[EXERCISE AIM] Every line of the material that follows must be printed again exactly.

[DATASET EXTRACT]
* * *
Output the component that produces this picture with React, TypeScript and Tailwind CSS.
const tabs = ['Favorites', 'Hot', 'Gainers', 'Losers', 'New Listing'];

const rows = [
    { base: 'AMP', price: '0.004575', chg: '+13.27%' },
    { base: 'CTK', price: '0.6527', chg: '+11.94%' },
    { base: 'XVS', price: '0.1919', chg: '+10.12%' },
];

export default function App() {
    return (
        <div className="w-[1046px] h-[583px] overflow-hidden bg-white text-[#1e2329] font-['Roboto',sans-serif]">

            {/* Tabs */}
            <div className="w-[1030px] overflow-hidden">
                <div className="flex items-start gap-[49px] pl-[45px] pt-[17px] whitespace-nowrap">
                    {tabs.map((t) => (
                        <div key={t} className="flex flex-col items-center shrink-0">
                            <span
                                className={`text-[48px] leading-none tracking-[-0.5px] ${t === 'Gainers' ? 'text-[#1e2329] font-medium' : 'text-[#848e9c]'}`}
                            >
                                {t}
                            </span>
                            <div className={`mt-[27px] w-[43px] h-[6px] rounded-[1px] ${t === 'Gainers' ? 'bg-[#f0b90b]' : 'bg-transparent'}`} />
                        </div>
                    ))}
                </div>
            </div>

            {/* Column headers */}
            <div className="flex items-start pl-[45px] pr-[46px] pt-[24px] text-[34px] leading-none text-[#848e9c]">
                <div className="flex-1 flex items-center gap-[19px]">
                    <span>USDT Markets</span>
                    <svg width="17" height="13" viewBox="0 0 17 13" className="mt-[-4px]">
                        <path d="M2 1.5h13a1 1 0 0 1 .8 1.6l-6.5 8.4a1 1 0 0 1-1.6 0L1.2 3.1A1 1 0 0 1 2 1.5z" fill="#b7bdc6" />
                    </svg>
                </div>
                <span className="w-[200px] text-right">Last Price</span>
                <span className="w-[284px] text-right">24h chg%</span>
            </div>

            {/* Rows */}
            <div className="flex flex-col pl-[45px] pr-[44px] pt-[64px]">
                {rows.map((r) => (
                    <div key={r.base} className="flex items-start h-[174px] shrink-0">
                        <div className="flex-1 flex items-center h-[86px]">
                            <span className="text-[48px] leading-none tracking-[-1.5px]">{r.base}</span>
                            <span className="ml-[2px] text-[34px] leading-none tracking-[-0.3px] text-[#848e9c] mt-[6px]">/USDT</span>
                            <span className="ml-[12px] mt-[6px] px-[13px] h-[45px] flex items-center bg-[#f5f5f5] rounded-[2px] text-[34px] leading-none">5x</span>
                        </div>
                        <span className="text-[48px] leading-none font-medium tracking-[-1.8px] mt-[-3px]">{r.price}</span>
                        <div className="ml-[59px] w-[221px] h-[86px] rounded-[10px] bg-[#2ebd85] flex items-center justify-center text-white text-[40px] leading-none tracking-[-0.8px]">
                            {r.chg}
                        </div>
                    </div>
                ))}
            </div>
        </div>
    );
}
* * *
[SOLUTION]
Output the component that produces this picture with React, TypeScript and Tailwind CSS.
const tabs = ['Favorites', 'Hot', 'Gainers', 'Losers', 'New Listing'];

const rows = [
    { base: 'AMP', price: '0.004575', chg: '+13.27%' },
    { base: 'CTK', price: '0.6527', chg: '+11.94%' },
    { base: 'XVS', price: '0.1919', chg: '+10.12%' },
];

export default function App() {
    return (
        <div className="w-[1046px] h-[583px] overflow-hidden bg-white text-[#1e2329] font-['Roboto',sans-serif]">

            {/* Tabs */}
            <div className="w-[1030px] overflow-hidden">
                <div className="flex items-start gap-[49px] pl-[45px] pt-[17px] whitespace-nowrap">
                    {tabs.map((t) => (
                        <div key={t} className="flex flex-col items-center shrink-0">
                            <span
                                className={`text-[48px] leading-none tracking-[-0.5px] ${t === 'Gainers' ? 'text-[#1e2329] font-medium' : 'text-[#848e9c]'}`}
                            >
                                {t}
                            </span>
                            <div className={`mt-[27px] w-[43px] h-[6px] rounded-[1px] ${t === 'Gainers' ? 'bg-[#f0b90b]' : 'bg-transparent'}`} />
                        </div>
                    ))}
                </div>
            </div>

            {/* Column headers */}
            <div className="flex items-start pl-[45px] pr-[46px] pt-[24px] text-[34px] leading-none text-[#848e9c]">
                <div className="flex-1 flex items-center gap-[19px]">
                    <span>USDT Markets</span>
                    <svg width="17" height="13" viewBox="0 0 17 13" className="mt-[-4px]">
                        <path d="M2 1.5h13a1 1 0 0 1 .8 1.6l-6.5 8.4a1 1 0 0 1-1.6 0L1.2 3.1A1 1 0 0 1 2 1.5z" fill="#b7bdc6" />
                    </svg>
                </div>
                <span className="w-[200px] text-right">Last Price</span>
                <span className="w-[284px] text-right">24h chg%</span>
            </div>

            {/* Rows */}
            <div className="flex flex-col pl-[45px] pr-[44px] pt-[64px]">
                {rows.map((r) => (
                    <div key={r.base} className="flex items-start h-[174px] shrink-0">
                        <div className="flex-1 flex items-center h-[86px]">
                            <span className="text-[48px] leading-none tracking-[-1.5px]">{r.base}</span>
                            <span className="ml-[2px] text-[34px] leading-none tracking-[-0.3px] text-[#848e9c] mt-[6px]">/USDT</span>
                            <span className="ml-[12px] mt-[6px] px-[13px] h-[45px] flex items-center bg-[#f5f5f5] rounded-[2px] text-[34px] leading-none">5x</span>
                        </div>
                        <span className="text-[48px] leading-none font-medium tracking-[-1.8px] mt-[-3px]">{r.price}</span>
                        <div className="ml-[59px] w-[221px] h-[86px] rounded-[10px] bg-[#2ebd85] flex items-center justify-center text-white text-[40px] leading-none tracking-[-0.8px]">
                            {r.chg}
                        </div>
                    </div>
                ))}
            </div>
        </div>
    );
}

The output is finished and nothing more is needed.